Much has been said about mobile over the years. Every marketer, brand manager or head of multichannel knows that it’s key to capturing customers on the move.
Over the years, retailers in particular have been developing and re-developing their mobile channels in an attempt to provide as quick and seamless an experience as possible.
But what is it that shoppers actually want from a mobile experience?
Once every six months we ask a group of shoppers to assess a selection of the top rated retail apps and mobile sites on the market, telling us what they like and what they don’t like throughout the mobile shopping customer journey.
Since we started to benchmark the mobile market back in September 2010, results have shown that time and time again that shoppers are starting to take a shine to some aspects of their journey more than others.
Features rated highest are often the smaller touches that make a real difference to the overall mobile customer journey and we’ve decided to summarise the key areas where brands could make small differences and help improve their customer satisfaction.
First impressions count. Mobile sites have come a long way since their introduction around three years ago. The very first mobile optimised retail sites made it clear that it was all about functionality; homepages were pretty much just large, clear navigational links ready to take users off to where they wanted to go.
The result was that while many sites were simple and easy to use, most left mobile shoppers uninspired.
These days however, retailers need to develop simple and functional, yet attractive homepages – mobile sites should include navigational links and clear search options, as well as promotional images to draw shoppers in.
Interflora’s homepage went down extremely well with our group of shoppers recently and mainly because they provide just that.
It also promotes that customer service number big and bold at the top of both their mobile site and mobile app offering customers opportunity to choose a different route to purchase should they so wish.
A mobile site needs a search function. It’s a fundamental feature. However, the better optimised a keyword search function is, the easier it will be for potential customers to find what they’re looking for and the bigger the chance they might actually go on and purchase that item.
Predictive text features are now expected by the majority of shoppers, especially those using a mobile. Having to type in the whole of a product name or category is sometimes just too fiddly and time consuming – our results show that users are likely to get fed up and just leave the site.
Sites should also make the effort to correct misspellings. Typos are common nature in mobile use and creating a solution that combats this issue when shopping will help to increase user satisfaction.
A barcode scanner is a great additional feature that goes down a treat with shoppers. Whilst some retailers are wary of mobile shoppers walking through their doors armed with barcode scanners, they are loved by users and will soon become an essential feature for mobile apps.
Our results show that shoppers particularly like those barcode scanners that not only look up items for additional information, but also link to related items, making searching and browsing a much easier and more interactive experience.
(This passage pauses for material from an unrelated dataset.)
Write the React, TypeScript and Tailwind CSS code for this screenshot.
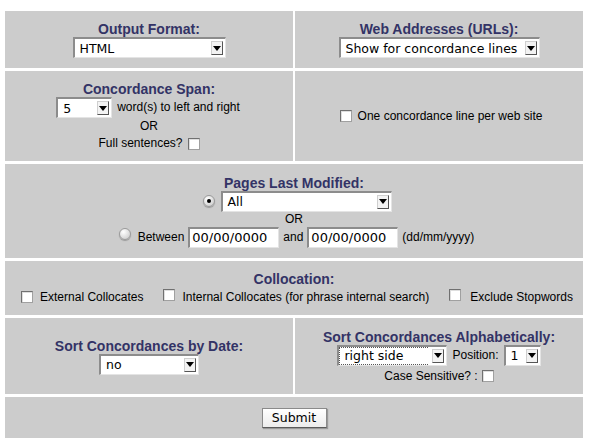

Since we started the eChannel Benchmark study just over one year ago, it’s no surprise that Amazon continues to do well in the purchase section of the customer journey.
Their 1-click purchases are quick, simple and seamless; everything a mobile shopper is looking for when they go to buy a product on the move.
The biggest issue our shoppers have come across when they complete a purchase, however, arelong, complicated and often unnecessary registration forms. While, as a new shopper, some details are essential, some are really not needed.
The best option retailers can offer new customers is to complete their details needed for a purchase (so address, card details and an email address) and give them the ability to use these details to register at a later date when they’re in front of a desktop or tablet PC.
Our research results show time and time again that product pages are the biggest bug bear with mobile shoppers and the one area that brands really need to look at improving.
Grocers in particular suffer in this area by not offering basic and expected features such as product descriptions or even storage information.
Retailers are faced with the challenge of condensing their traditional online pages enough so that they don’t overwhelm users but still include enough to allow users to make an informed purchases decision.
Debenhams have repeatedly been rated well in this area. The site shows a clear understanding of their customers, offering a condensed form of what is available on the traditional online site, including a fair amount of alternative images, product information and customer reviews neatly presented in an easy to read page.
What’s important to remember here is that none of these features, perhaps other than predictive text and barcode scanners, require a great amount of technical input. Instead they are small features that have been introduced to mobile sites and apps over the years, all with the idea of making the mobile customer experience quicker, bigger and better.
It’s also important to remember to listen to customers; what they love, what they don’t love and how you can make their experience better.
Mobile users have been driving the mobile shopping revolution from the outset (mobile shopping started long before the first retail apps were around) and therefore developers shouldn’t ignore them when creating new features; there’s not much to be gained from a whizzy technical feature that doesn’t actually add anything to the table and improve the customer experience.